Sure, I could turn off the phone at busy times, common courtesy dictates it, right? But here's the problem: people don't. They see the signs: "No Phones Please," "Turn Off Cellphone," "Turn Off The Freakin' Phone Already!" Somehow, though, these signs always seem to apply to everybody else but me. If you're speeding along in traffic, chances are you can glance over to see a fellow driver so busy cruising and texting simultaneously that s/he never even notices the gigantic "Dn't Txt & Drv" billboard above his head. Head out for a nice dinner, and whilst enjoying your $30 hamburger you'll be constantly serenaded by ring tones ranging from "Ode To Joy" to "Ode To My Bum." (No, that isn't a real song, but I think we can all agree that it should be.) These cases of cellphone insensitivity are annoying, it's true, but they come nowhere near the sad truth of what horrors our hyper-connected world has wrought. No, to truly understand that, you merely have to enter a public bathroom.

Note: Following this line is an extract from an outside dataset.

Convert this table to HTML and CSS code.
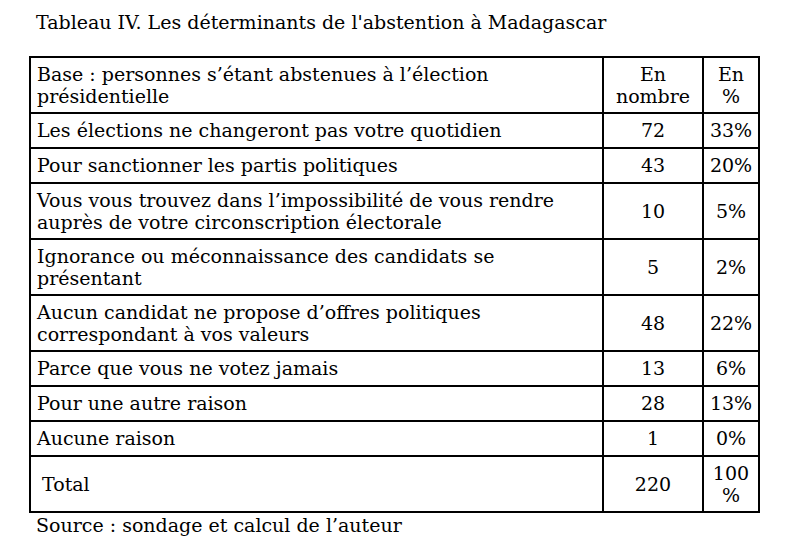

Yes, once you waltz through that battered metal door and join the seething masses of humanity inside, then and only then will you be forced to confront the cruel injustice that is now reality. There are people making calls in there. And not just inside the bathroom either, chatting and fixing their hair. They are in the stalls, doing their business and chatting on the phone (a business call! Haha!). I am shocked, I am appalled, I am horrified, that this has become the norm. This, my friends, is the true reality of what being too connected means. This is our new reality: where every call, every email, every text is absolutely urgent, and nothing can wait until later. I may not have a phone, but you do. I beg you, please, don't ever call me from the bathroom. I'll wait till you're finished.